The other things can only be cured by adding evaluation terms that address it. Giving a bonus of up to ~1 Pawn for maintaining a Pawn shield around the King, and discouraging it to walk towards the center, both in the early game phases (or at least as long as the opponent has a Queen), already goes a long way to solve early-checkmate problems against engines that do not grossly outsearch it. It does not require very precise tuning to see if this will ameliorate the observed problem. It should be obvious from watching a dozen fast test games whether it stays losing by the same mistakes (e.g. because you added the term with the wrong sign).

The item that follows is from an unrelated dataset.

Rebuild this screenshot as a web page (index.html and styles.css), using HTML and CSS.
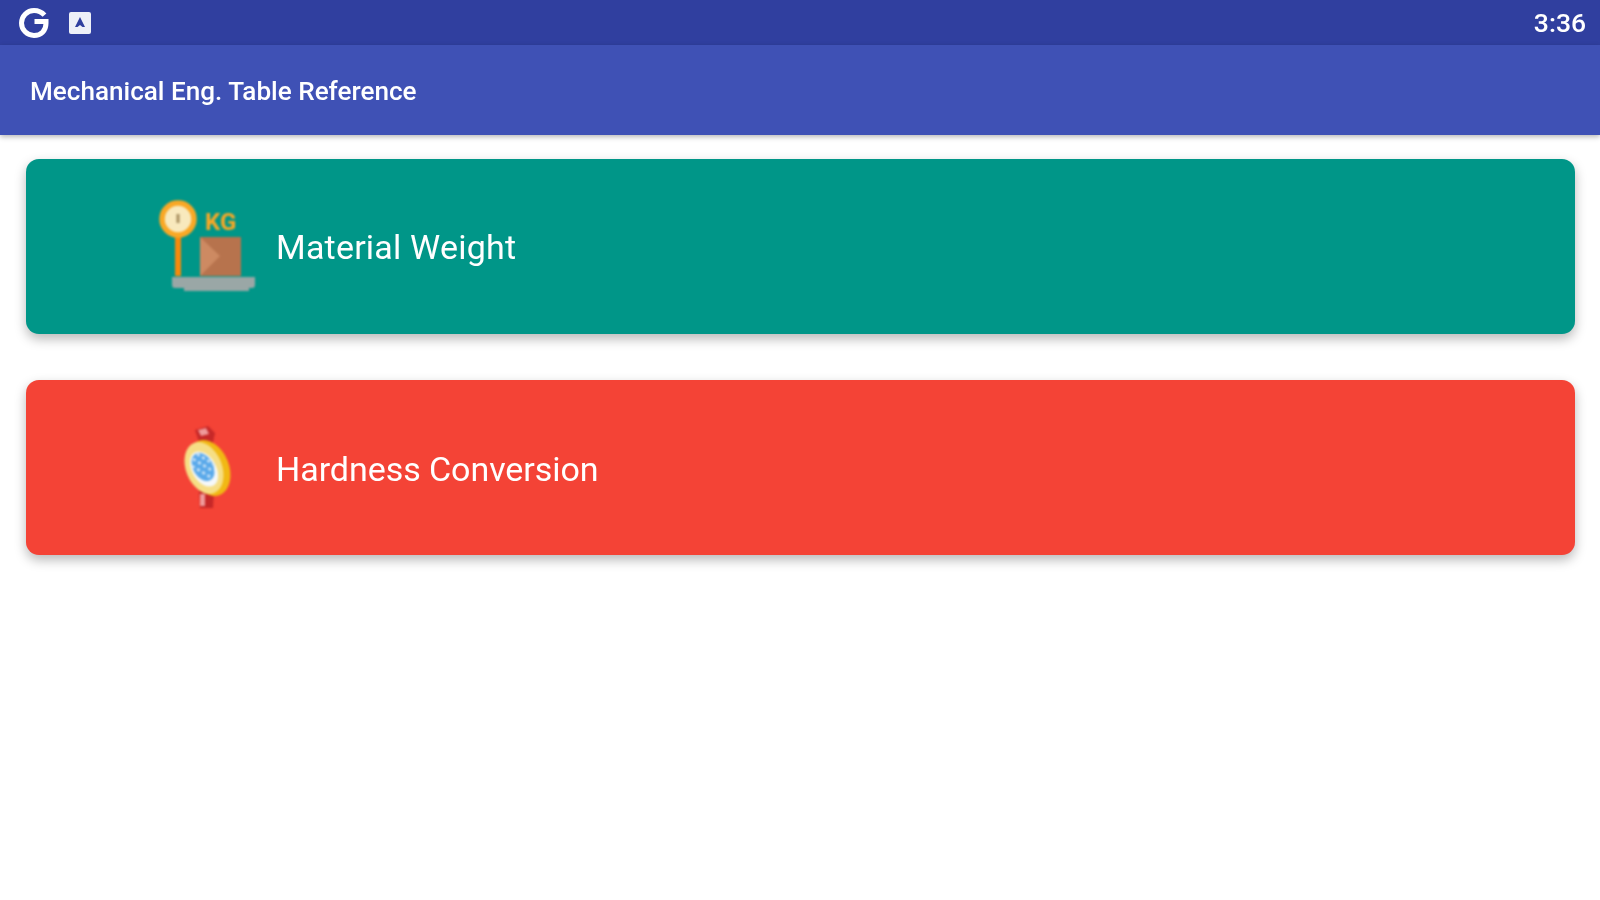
FILE: index.html
```html
<!DOCTYPE html>
<html lang="en">
<head>
<meta charset="utf-8">
<title>Mechanical Eng. Table Reference</title>
<link rel="stylesheet" href="styles.css">
</head>
<body>
<header class="status-bar">
  <div class="status-icons">
    <svg class="icon-g" viewBox="0 0 32 32" width="32" height="32"><path d="M26.500 8.200A14 14 0 0 0 16 3.500a12.500 12.500 0 1 0 0 25c7 0 12-4.800 12-12.200v-1.800H16.500" fill="none" stroke="#fff" stroke-width="5"/></svg>
    <svg class="icon-a" viewBox="0 0 24 24" width="24" height="24"><path fill="#eef0f8" fill-rule="evenodd" d="M3 1h18a2 2 0 0 1 2 2v18a2 2 0 0 1-2 2H3a2 2 0 0 1-2-2V3a2 2 0 0 1 2-2zM12 6l-5 10h2.500l2.500-2 2.500 2H17z"/></svg>
  </div>
  <span class="clock">3:36</span>
</header>
<div class="app-bar"><h1 class="app-title">Mechanical Eng. Table Reference</h1></div>
<main class="menu">
  <a class="card card-teal">
    <svg class="card-icon" viewBox="0 0 100 100" width="100" height="100">
      <rect x="19" y="38" width="6" height="41" fill="#f58a0c"/>
      <circle cx="22" cy="22" r="16" fill="#f8e9bd" stroke="#f9a825" stroke-width="5.500"/>
      <rect x="20.500" y="17" width="3" height="9" fill="#a89060"/>
      <rect x="44" y="40" width="41" height="39" fill="#b7734d"/>
      <path d="M44 40l20 19-20 20z" fill="#cd8a62"/>
      <path d="M16 80h83v8q0 3-3 3h-3v3H28v-3h-9q-3 0-3-3z" fill="#9aa7a6"/>
      <text x="49" y="33" class="kg">KG</text>
    </svg>
    <span class="card-label card-label-wide">Material Weight</span>
  </a>
  <a class="card card-red">
    <svg class="card-icon" viewBox="0 0 100 100" width="100" height="100">
      <path d="M39 12l13-4 7 7-3 14-11 1z" fill="#c62828"/>
      <path d="M42 12l8-2 3 6-8 2z" fill="#ef9a9a"/>
      <path d="M43 72h15l-1 18H44z" fill="#c62828"/>
      <path d="M44 76h5v12h-5z" fill="#ef9a9a"/>
      <ellipse cx="53" cy="50" rx="20" ry="29" transform="rotate(-22 53 50)" fill="#f1b814"/>
      <ellipse cx="48" cy="50" rx="18" ry="27" transform="rotate(-22 48 50)" fill="#f6de85"/>
      <ellipse cx="48" cy="51" rx="12" ry="19" transform="rotate(-30 48 51)" fill="#f5f8fa"/>
      <ellipse cx="47" cy="49" rx="10" ry="15" transform="rotate(-30 47 49)" fill="#5aa9ea"/>
      <path d="M37 41l20 12M36 48l20 12M41 36l18 11" stroke="#d5e9f8" stroke-width="2.500" stroke-dasharray="3 3"/>
    </svg>
    <span class="card-label">Hardness Conversion</span>
  </a>
</main>
</body>
</html>
```
FILE: styles.css
```css
* { box-sizing: border-box; }
html, body { margin: 0; height: 100%; }
body { background: #fff; font-family: Roboto, "Liberation Sans", sans-serif; color: #fff; overflow: hidden; }
.status-bar { height: 45px; background: #303f9f; display: flex; align-items: center; justify-content: space-between; padding: 0 14px 0 18px; }
.status-icons { display: flex; align-items: center; gap: 18px; }
.icon-g, .icon-a { filter: blur(0.6px); display: block; }
.clock { font-size: 26.5px; font-weight: 500; filter: blur(0.7px); }
.app-bar { height: 90px; background: #3f51b5; display: flex; align-items: center; padding: 0 30px; box-shadow: 0 2px 5px rgba(0,0,0,.28); position: relative; }
.app-title { margin: 2px 0 0; font-size: 26.1px; font-weight: 500; filter: blur(0.6px); }
.menu { display: flex; flex-direction: column; gap: 46px; padding: 24px 25px 0 26px; }
.card { height: 175px; border-radius: 13px; display: flex; align-items: center; padding-left: 130px; gap: 20px; box-shadow: 0 5px 12px rgba(0,0,0,.28); }
.card-teal { background: #009688; }
.card-red { background: #f44336; }
.card-icon { display: block; flex: none; filter: blur(0.8px); }
.kg { font: 700 24px Roboto, sans-serif; fill: #f9a825; }
.card-label { font-size: 34px; filter: blur(0.5px); }
.card-label-wide { letter-spacing: 0.2px; }
.card-red .card-label { padding-top: 2px; letter-spacing: -0.05px; }
```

When developing micro-Max I discovered that an engine is much like a boat: as long as it has holes below the waterline, it will sink. It doesn't matter much how many such holes there are; having fewer holes just takes it longer to sink, but the result stays the same. Only when you plug the last hole it can stay afloat. Before that, plugging one hole (e.g. preventing it to expose his King early) just means that it will lose those game by another mistake (e.g. allowing the opponents passers to advance to 7th rank with impunity).
Henk
Posts: 7251
Joined: Mon May 27, 2013 10:31 am

Re: No tuning

Post by Henk »

Playing games is foolish too if an engine does not evaluate most positions right. So I first start with a set of test positions. Or the goal of playing games must be to create interesting test positions.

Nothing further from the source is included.